The evidence relating to the assessment of the taxes for which the land was sold, with the returns of the collectors of the township and school taxes remaining unpaid, were properly admitted. The objections to evidence of the treasurer’s sale, and his deed, are without foundation. It is no more the duty of the purchaser than of the owner to ascertain, independently of the proper officials, the actual amount of the taxes and costs. Each may rightly accept the statement of these given by the treasurer, without an investigation or computation to test its accuracy. Here the statement made to the purchaser showed no surplus, and the purchaser was not required to look farther. A miscalculation by the treasurer would not affect the title : Rogers v. Johnson, 67 Pa. 43; Gibson v. Robbins, 9 Watts, 156. The objection that the purchase money was paid by draft *390comes with ill grace from a party who alleges his own payment of taxes in the same manner. The deed acknowledges payment of the bid, and there is no evidence that the amount was not received by the treasurer.

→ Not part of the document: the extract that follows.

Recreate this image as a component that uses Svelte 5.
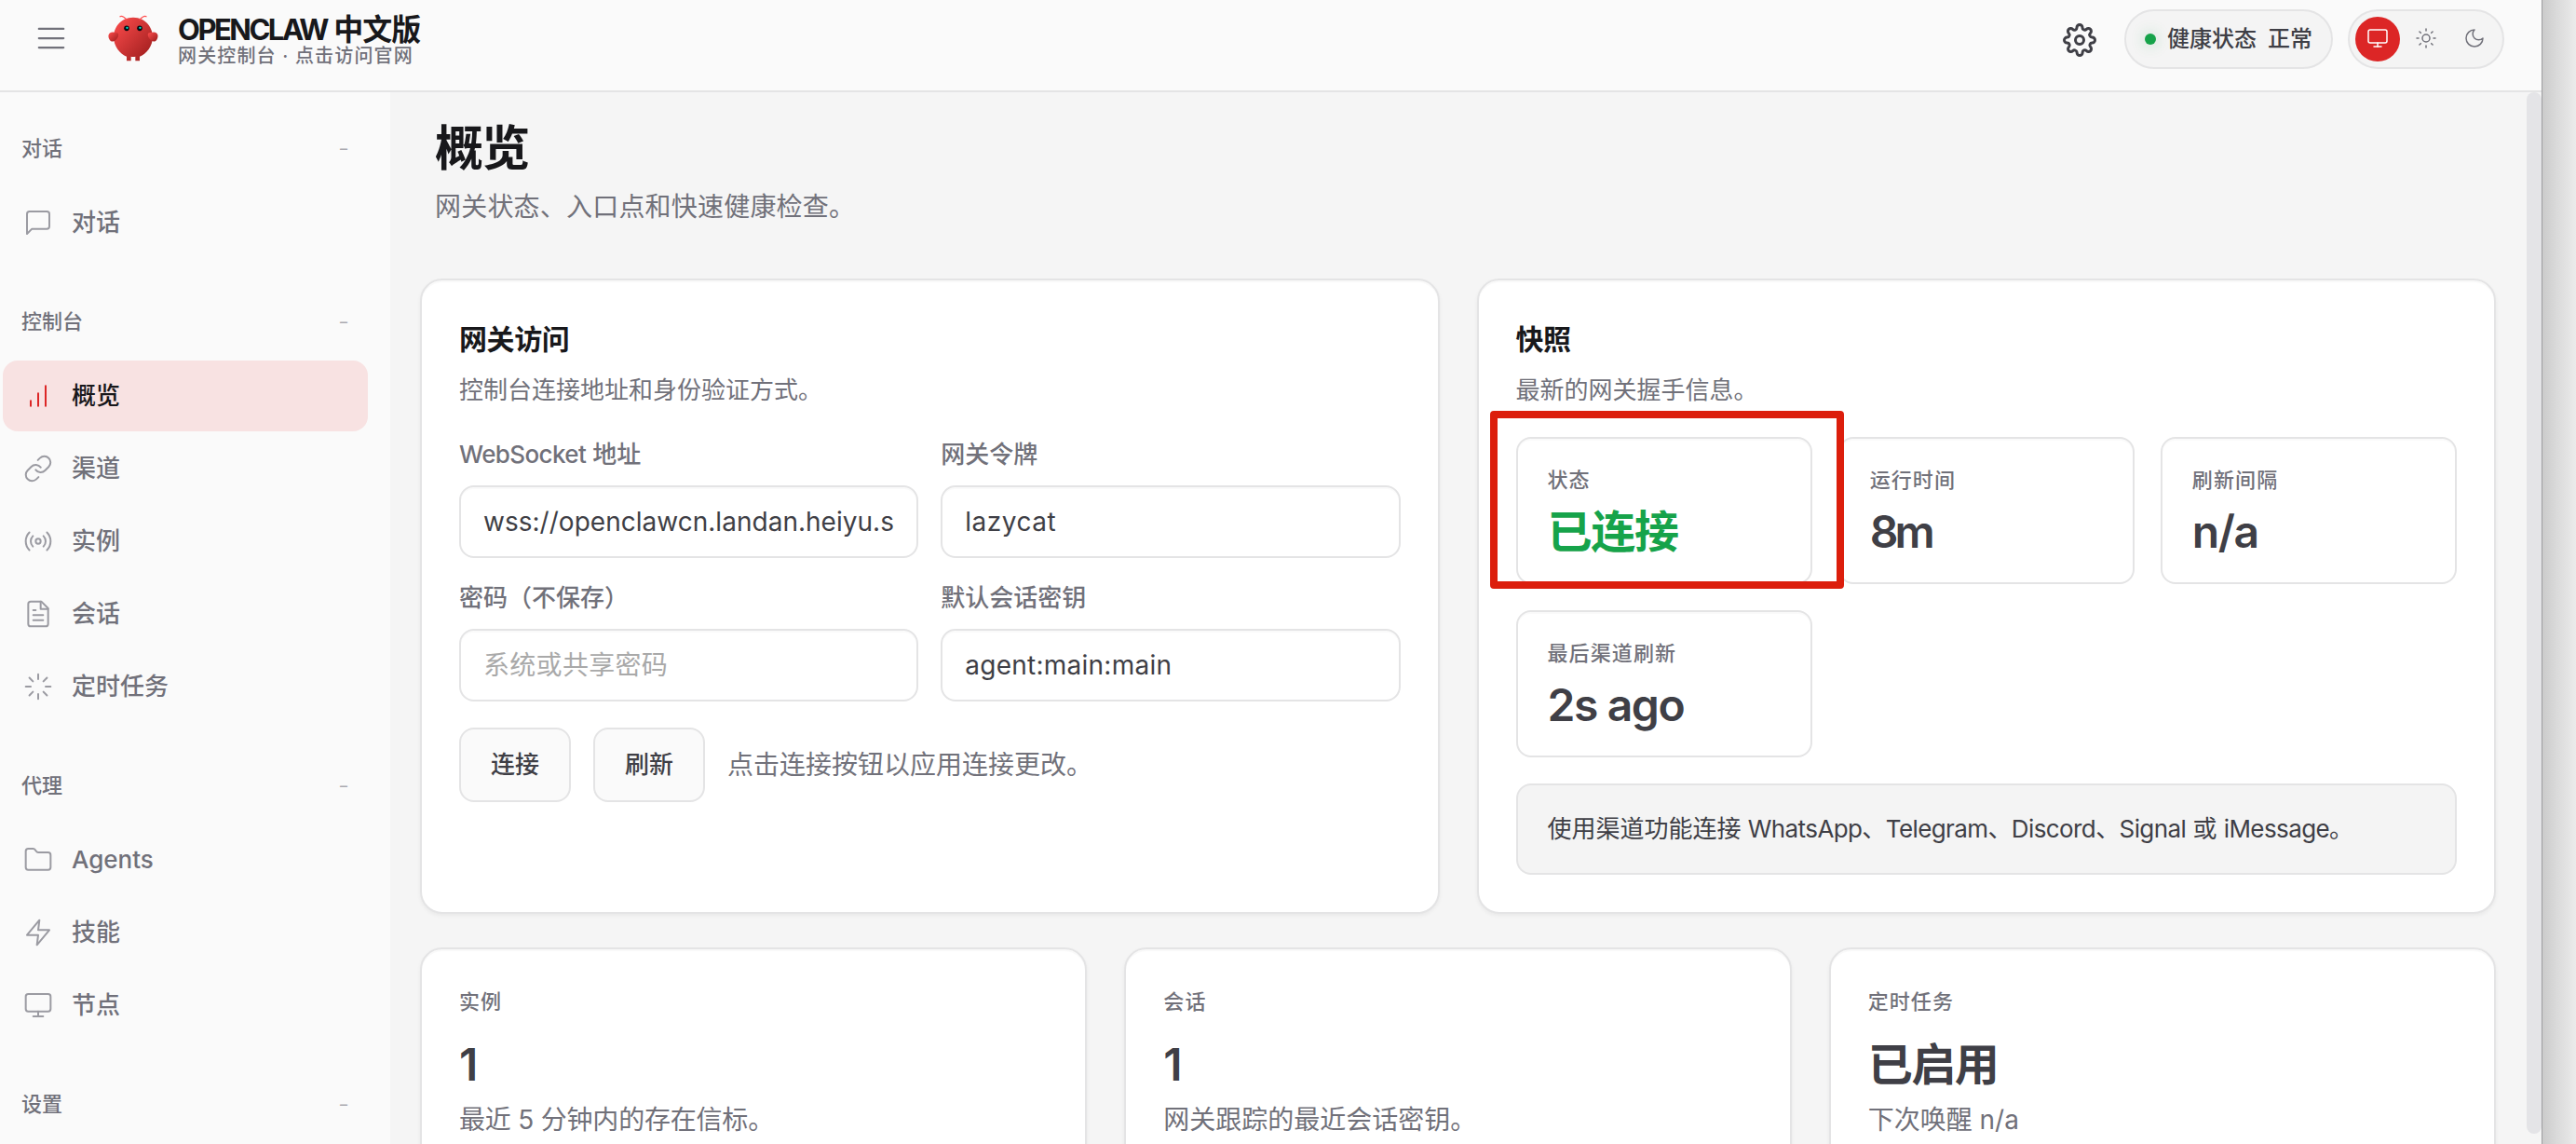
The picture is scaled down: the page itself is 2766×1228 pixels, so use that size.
<script>
  const groups = [
    { label: '对话', items: [{ icon: 'chat', text: '对话' }] },
    {
      label: '控制台',
      items: [
        { icon: 'bars', text: '概览', active: true },
        { icon: 'link', text: '渠道' },
        { icon: 'radio', text: '实例' },
        { icon: 'file', text: '会话' },
        { icon: 'loader', text: '定时任务' }
      ]
    },
    {
      label: '代理',
      items: [
        { icon: 'folder', text: 'Agents' },
        { icon: 'zap', text: '技能' },
        { icon: 'monitor', text: '节点' }
      ]
    },
    { label: '设置', items: [] }
  ];

  const icons = {
    chat: ['M21 15a2 2 0 0 1-2 2H7l-4 4V5a2 2 0 0 1 2-2h14a2 2 0 0 1 2 2z'],
    bars: ['M6 20v-4', 'M12 20V10', 'M18 20V4'],
    link: [
      'M10 13a5 5 0 0 0 7.54.54l3-3a5 5 0 0 0-7.07-7.07l-1.72 1.71',
      'M14 11a5 5 0 0 0-7.54-.54l-3 3a5 5 0 0 0 7.07 7.07l1.71-1.71'
    ],
    radio: [
      'M14 12a2 2 0 1 1-4 0a2 2 0 1 1 4 0',
      'M16.24 7.76a6 6 0 0 1 0 8.49',
      'M7.76 16.24a6 6 0 0 1 0-8.49',
      'M19.07 4.93a10 10 0 0 1 0 14.14',
      'M4.93 19.07a10 10 0 0 1 0-14.14'
    ],
    file: [
      'M14.5 2H6a2 2 0 0 0-2 2v16a2 2 0 0 0 2 2h12a2 2 0 0 0 2-2V7.5L14.5 2z',
      'M14 2v6h6',
      'M16 13H8',
      'M16 17H8',
      'M10 9H8'
    ],
    loader: [
      'M12 2v4', 'M12 18v4', 'm4.93 4.93 2.83 2.83', 'm16.24 16.24 2.83 2.83',
      'M2 12h4', 'M18 12h4', 'm4.93 19.07 2.83-2.83', 'm16.24 7.76 2.83-2.83'
    ],
    folder: ['M4 20h16a2 2 0 0 0 2-2V8a2 2 0 0 0-2-2h-7.93a2 2 0 0 1-1.66-.9l-.82-1.2A2 2 0 0 0 7.93 3H4a2 2 0 0 0-2 2v13c0 1.1.9 2 2 2Z'],
    zap: ['M13 2 3 14h9l-1 8 10-12h-9l1-8z'],
    monitor: ['M4 3h16a2 2 0 0 1 2 2v10a2 2 0 0 1-2 2H4a2 2 0 0 1-2-2V5a2 2 0 0 1 2-2z', 'M8 21h8', 'M12 17v4'],
    sun: [
      'M16 12a4 4 0 1 1-8 0a4 4 0 1 1 8 0',
      'M12 2v2', 'M12 20v2', 'm4.93 4.93 1.41 1.41', 'm17.66 17.66 1.41 1.41',
      'M2 12h2', 'M20 12h2', 'm6.34 17.66-1.41 1.41', 'm19.07 4.93-1.41 1.41'
    ],
    moon: ['M12 3a6 6 0 0 0 9 9 9 9 0 1 1-9-9Z'],
    menu: ['M3.2 5.33h17.6', 'M3.2 12h17.6', 'M3.2 18.67h17.6'],
    gear: [
      'M15 12a3 3 0 1 1-6 0a3 3 0 1 1 6 0',
      'M19.4 15a1.65 1.65 0 0 0 .33 1.82l.06.06a2 2 0 0 1 0 2.83 2 2 0 0 1-2.83 0l-.06-.06a1.65 1.65 0 0 0-1.82-.33 1.65 1.65 0 0 0-1 1.51V21a2 2 0 0 1-2 2 2 2 0 0 1-2-2v-.09A1.65 1.65 0 0 0 9 19.4a1.65 1.65 0 0 0-1.82.33l-.06.06a2 2 0 0 1-2.83 0 2 2 0 0 1 0-2.83l.06-.06a1.65 1.65 0 0 0 .33-1.82 1.65 1.65 0 0 0-1.51-1H3a2 2 0 0 1-2-2 2 2 0 0 1 2-2h.09A1.65 1.65 0 0 0 4.6 9a1.65 1.65 0 0 0-.33-1.82l-.06-.06a2 2 0 0 1 0-2.83 2 2 0 0 1 2.83 0l.06.06a1.65 1.65 0 0 0 1.82.33H9a1.65 1.65 0 0 0 1-1.51V3a2 2 0 0 1 2-2 2 2 0 0 1 2 2v.09a1.65 1.65 0 0 0 1 1.51 1.65 1.65 0 0 0 1.82-.33l.06-.06a2 2 0 0 1 2.83 0 2 2 0 0 1 0 2.83l-.06.06a1.65 1.65 0 0 0-.33 1.82V9a1.65 1.65 0 0 0 1.51 1H21a2 2 0 0 1 2 2 2 2 0 0 1-2 2h-.09a1.65 1.65 0 0 0-1.51 1z'
    ]
  };

  const snapshot = [
    { label: '状态', value: '已连接', ok: true },
    { label: '运行时间', value: '8m', tight: true },
    { label: '刷新间隔', value: 'n/a' },
    { label: '最后渠道刷新', value: '2s ago' }
  ];
</script>

{#snippet icon(name)}
  <svg class="icon" viewBox="0 0 24 24" aria-hidden="true">
    {#each icons[name] as d}<path {d} />{/each}
  </svg>
{/snippet}

<div class="screen">
  <div class="window">
    <header class="topbar">
      <button class="menu" aria-label="菜单">{@render icon('menu')}</button>
      <svg class="logo" viewBox="0 0 120 120" aria-hidden="true">
        <defs>
          <linearGradient id="shell" x1="0" y1="0" x2="1" y2="1">
            <stop offset="0" stop-color="#ff4d4d" />
            <stop offset="1" stop-color="#991b1b" />
          </linearGradient>
        </defs>
        <path fill="url(#shell)" d="M60 10C30 10 15 35 15 55C15 75 30 95 45 100L45 110L55 110L55 100C55 100 60 102 65 100L65 110L75 110L75 100C90 95 105 75 105 55C105 35 90 10 60 10Z" />
        <path fill="url(#shell)" d="M20 45C5 40 0 50 5 60C10 70 20 65 25 55C28 48 25 45 20 45Z" />
        <path fill="url(#shell)" d="M100 45C115 40 120 50 115 60C110 70 100 65 95 55C92 48 95 45 100 45Z" />
        <path class="feeler" d="M45 15Q35 5 30 8" />
        <path class="feeler" d="M75 15Q85 5 90 8" />
        <circle cx="45" cy="35" r="6" fill="#050810" />
        <circle cx="75" cy="35" r="6" fill="#050810" />
        <circle cx="46" cy="34" r="2.5" fill="#00e5cc" />
        <circle cx="76" cy="34" r="2.5" fill="#00e5cc" />
      </svg>
      <div class="brand">
        <div class="brand-name"><span class="latin">OPENCLAW</span> 中文版</div>
        <div class="brand-sub">网关控制台 · 点击访问官网</div>
      </div>
      <div class="tools">
        <button class="gear" aria-label="设置">{@render icon('gear')}</button>
        <div class="health"><i class="dot"></i><span>健康状态</span><span>正常</span></div>
        <div class="themes">
          <button class="theme on" aria-label="跟随系统">{@render icon('monitor')}</button>
          <button class="theme" aria-label="浅色">{@render icon('sun')}</button>
          <button class="theme" aria-label="深色">{@render icon('moon')}</button>
        </div>
      </div>
    </header>

    <div class="body">
      <nav class="sidebar">
        {#each groups as group}
          <section class="group">
            <div class="group-head"><span>{group.label}</span><span class="fold">–</span></div>
            <div class="items">
              {#each group.items as item}
                <div class="item" class:active={item.active}>{@render icon(item.icon)}<span>{item.text}</span></div>
              {/each}
            </div>
          </section>
        {/each}
      </nav>

      <main class="content">
        <div class="page-head">
          <h1>概览</h1>
          <p>网关状态、入口点和快速健康检查。</p>
        </div>

        <div class="row two">
          <section class="card">
            <h2>网关访问</h2>
            <p class="card-sub">控制台连接地址和身份验证方式。</p>
            <div class="form">
              <label class="field">
                <span><span class="ws">WebSocket</span> 地址</span>
                <div class="input"><span class="url">wss://openclawcn.landan.heiyu.s</span></div>
              </label>
              <label class="field">
                <span>网关令牌</span>
                <div class="input"><span class="token">lazycat</span></div>
              </label>
              <label class="field">
                <span>密码（不保存）</span>
                <div class="input placeholder"><span>系统或共享密码</span></div>
              </label>
              <label class="field">
                <span>默认会话密钥</span>
                <div class="input"><span class="key">agent:main:main</span></div>
              </label>
            </div>
            <div class="actions">
              <button class="btn">连接</button>
              <button class="btn">刷新</button>
              <span>点击连接按钮以应用连接更改。</span>
            </div>
          </section>

          <section class="card">
            <h2>快照</h2>
            <p class="card-sub">最新的网关握手信息。</p>
            <div class="snap">
              {#each snapshot as s}
                <div class="tile" class:marked={s.ok}>
                  <div class="label">{s.label}</div>
                  <div class="value" class:ok={s.ok} class:tight={s.tight}>{s.value}</div>
                </div>
              {/each}
            </div>
            <div class="callout">使用渠道功能连接 <span class="apps">WhatsApp、Telegram、Discord、Signal</span> 或 <span class="apps">iMessage</span>。</div>
          </section>
        </div>

        <div class="row three">
          <section class="card">
            <div class="label">实例</div>
            <div class="value">1</div>
            <p class="note recent">最近 5 分钟内的存在信标。</p>
          </section>
          <section class="card">
            <div class="label">会话</div>
            <div class="value">1</div>
            <p class="note">网关跟踪的最近会话密钥。</p>
          </section>
          <section class="card">
            <div class="label">定时任务</div>
            <div class="value">已启用</div>
            <p class="note">下次唤醒 n/a</p>
          </section>
        </div>
      </main>
      <div class="scrollbar"><i class="thumb"></i></div>
    </div>
  </div>
  <div class="backdrop"></div>
</div>

<style>
  :global(body) { margin: 0; overflow: hidden; }
  .screen, .screen * { box-sizing: border-box; }
  .screen {
    display: flex;
    width: 2766px;
    height: 1228px;
    overflow: hidden;
    font-family: Inter, "Noto Sans CJK SC", sans-serif;
    color: #3f3f46;
  }
  h1, h2, p { margin: 0; }
  button { font: inherit; color: inherit; padding: 0; border: 0; background: none; }
  .window { display: flex; flex-direction: column; width: 2729px; height: 1228px; background: #fafafa; }
  .backdrop {
    flex: 1;
    border-left: 1px solid #9d9da0;
    background: linear-gradient(90deg, #cbcbcb, #d9d9d9 40%, #ebebeb);
  }
  .icon {
    display: block;
    width: 32px;
    height: 32px;
    flex: none;
    fill: none;
    stroke: currentColor;
    stroke-width: 1.5;
    stroke-linecap: round;
    stroke-linejoin: round;
  }

  /* top bar */
  .topbar {
    display: flex;
    align-items: center;
    flex: none;
    height: 99px;
    padding: 0 40px 13px 37px;
    border-bottom: 2px solid #e4e4e5;
  }
  .menu { color: #71717a; padding-bottom: 2px; }
  .menu .icon { width: 36px; height: 36px; }
  .logo { display: block; width: 56px; height: 56px; margin-left: 42px; overflow: visible; }
  .feeler { fill: none; stroke: #ff4d4d; stroke-width: 3; stroke-linecap: round; }
  .brand { margin-left: 20px; padding-top: 1px; white-space: nowrap; }
  .brand-name { font-size: 32px; line-height: 34px; font-weight: 600; color: #18181b; letter-spacing: -0.9px; }
  .brand-name .latin { font-size: 31px; font-weight: 700; letter-spacing: -2.5px; }
  .brand-sub { font-size: 20px; line-height: 22px; font-weight: 500; color: #71717a; letter-spacing: 1.15px; }
  .tools { display: flex; align-items: center; margin-left: auto; }
  .gear { padding-top: 2px; }
  .gear .icon { width: 36px; height: 36px; stroke-width: 2; }
  .health {
    display: flex;
    align-items: center;
    gap: 12px;
    width: 224px;
    height: 64px;
    margin-left: 30px;
    padding-left: 20px;
    border: 2px solid #e4e4e5;
    border-radius: 32px;
    background: #f4f4f4;
    font-size: 24px;
    line-height: 32px;
    font-weight: 500;
    white-space: nowrap;
  }
  .dot { width: 12px; height: 12px; border-radius: 50%; background: #16a34a; box-shadow: 0 0 16px rgba(22, 163, 74, 0.3); }
  .themes {
    display: flex;
    gap: 4px;
    height: 64px;
    margin-left: 16px;
    padding: 6px;
    border: 2px solid #e4e4e5;
    border-radius: 32px;
    background: #f4f4f4;
  }
  .theme {
    display: flex;
    align-items: center;
    justify-content: center;
    width: 48px;
    height: 48px;
    padding-bottom: 2px;
    border-radius: 50%;
    color: #71717a;
  }
  .theme .icon { width: 24px; height: 24px; }
  .theme.on { background: #dc2626; color: #fff; }

  /* navigation */
  .body { display: flex; flex: 1; min-height: 0; }
  .sidebar { flex: none; width: 419px; padding: 36px 24px 0 3px; overflow: hidden; }
  .group { margin-bottom: 44px; }
  .group-head {
    display: flex;
    align-items: center;
    justify-content: space-between;
    height: 50px;
    margin-bottom: 16px;
    padding: 0 22px 2px 20px;
    font-size: 22px;
    line-height: 32px;
    font-weight: 500;
    color: #71717a;
  }
  .fold { font-size: 16px; line-height: 32px; color: #a9a9af; }
  .items { display: flex; flex-direction: column; gap: 2px; }
  .item {
    display: flex;
    align-items: center;
    gap: 20px;
    height: 76px;
    padding-left: 22px;
    border-radius: 16px;
    font-size: 26px;
    line-height: 36px;
    font-weight: 500;
    color: #71717a;
  }
  .item .icon { color: #9b9ba2; }
  .item.active { background: #f8e2e2; color: #18181b; }
  .item.active .icon { color: #dc2626; }

  /* page */
  .content { flex: 1; min-width: 0; padding: 31px 33px 0 32px; background: #f5f5f5; overflow: hidden; }
  .page-head { padding-left: 16px; margin-bottom: 59px; }
  h1 { font-size: 52px; line-height: 60px; font-weight: 600; letter-spacing: -1.8px; color: #18181b; }
  .page-head p { margin-top: 14px; font-size: 28px; line-height: 36px; color: #71717a; letter-spacing: 0.2px; }
  .row { display: grid; gap: 40px; }
  .two { grid-template-columns: 1fr 1fr; margin-bottom: 36px; }
  .three { grid-template-columns: 1fr 1fr 1fr; }
  .card {
    padding: 40px;
    border: 2px solid #e4e4e5;
    border-radius: 24px;
    background: #fff;
    box-shadow: 0 2px 4px rgba(0, 0, 0, 0.05), inset 0 2px 0 rgba(0, 0, 0, 0.025);
  }
  h2 { font-size: 30px; line-height: 46px; font-weight: 600; letter-spacing: -0.4px; color: #18181b; }
  .card-sub { margin: 13px 0 31px; font-size: 26px; line-height: 38px; color: #71717a; }
  .form { display: grid; grid-template-columns: 1fr 1fr; gap: 24px; }
  .field { display: flex; flex-direction: column; gap: 14px; min-width: 0; font-size: 26px; line-height: 38px; font-weight: 500; color: #71717a; }
  .input {
    height: 78px;
    padding: 0 24px;
    border: 2px solid #e4e4e5;
    border-radius: 16px;
    box-shadow: inset 0 2px 0 rgba(0, 0, 0, 0.02);
    font-size: 28px;
    line-height: 74px;
    font-weight: 400;
    color: #3f3f46;
  }
  .input span { display: block; overflow: hidden; white-space: nowrap; }
  .ws { letter-spacing: -0.6px; }
  .url { letter-spacing: 0.02px; }
  .token { letter-spacing: 0.5px; }
  .key { letter-spacing: 0.25px; }
  .placeholder { color: #a9a9a9; letter-spacing: 0.3px; }
  .actions { display: flex; align-items: center; gap: 24px; margin-top: 28px; font-size: 28px; line-height: 40px; color: #71717a; }
  .btn {
    width: 120px;
    height: 80px;
    padding-bottom: 1px;
    border: 2px solid #e4e4e5;
    border-radius: 16px;
    background: #fafafa;
    font-size: 26px;
    line-height: 36px;
    font-weight: 500;
    color: #3f3f46;
  }
  .snap { display: grid; grid-template-columns: repeat(3, 1fr); gap: 28px; }
  .tile { position: relative; height: 158px; padding: 28px 32px; border: 2px solid #e4e4e5; border-radius: 16px; box-shadow: inset 0 2px 0 rgba(0, 0, 0, 0.02); }
  .tile .value { margin-top: 12px; }
  /* highlight frame laid over the status tile */
  .marked::after {
    content: "";
    position: absolute;
    z-index: 1;
    inset: -30px -36px -7px -30px;
    border: 8px solid #dc1e0c;
    border-radius: 4px;
  }
  .label { font-size: 22px; line-height: 32px; font-weight: 500; letter-spacing: 1.1px; color: #71717a; }
  .value { font-size: 48px; line-height: 56px; font-weight: 600; letter-spacing: -1.4px; color: #3f3f46; }
  .value.ok { color: #16a34a; letter-spacing: -1.2px; }
  .value.tight { letter-spacing: -4px; }
  .callout {
    height: 98px;
    margin-top: 28px;
    padding: 0 32px;
    border: 2px solid #e4e4e5;
    border-radius: 16px;
    background: #f4f4f4;
    font-size: 26px;
    line-height: 94px;
    white-space: nowrap;
  }
  .apps { letter-spacing: -0.6px; }
  .three .card { height: 320px; }
  .three .value { margin-top: 24px; }
  .note { margin-top: 11px; font-size: 28px; line-height: 40px; color: #71717a; }
  .recent { letter-spacing: -0.2px; }
  .scrollbar { flex: none; width: 16px; background: #f5f5f5; }
  .thumb { display: block; height: 1118px; border-radius: 8px; background: #e4e4e7; }
</style>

In Donnel v. Bellas, 10 Pa. 341, and 34 Pa. 157, the purchaser paid part of the bid and gave his note for the residue. It does not appear when the note was payable; but it was not paid, nor were the deeds delivered until nearly five years after the treasurer went out of office. In Nutting v. Lynn, 18 Pa. Superior Ct. 59, there was neither payment of money or a note, but an arrangement was made between the owner’s agent and the treasurer for the future delivery'of lumber t,o the latter in payment. Clearly, neither a note, looking to future payment, nor an agreement for the future delivery of a commodity, can be regarded as payment. A check or draft, however, stands on different ground. It is presently payable ; it is presumably drawn on a fund applicable to its payment; and in the prevailing business usage of the day it has come to be accepted as cash. On the principles laid down in Burns v. Smith, 180 Pa. 606, the checks or drafts given in this case, in the absence of proof that they were not duly honored, must be deemed payment by the plaintiffs of their taxes, and by the defendants of their bid.
Nothing in the assignments of error requires further consideration.
Judgment reversed and venire de novo awarded.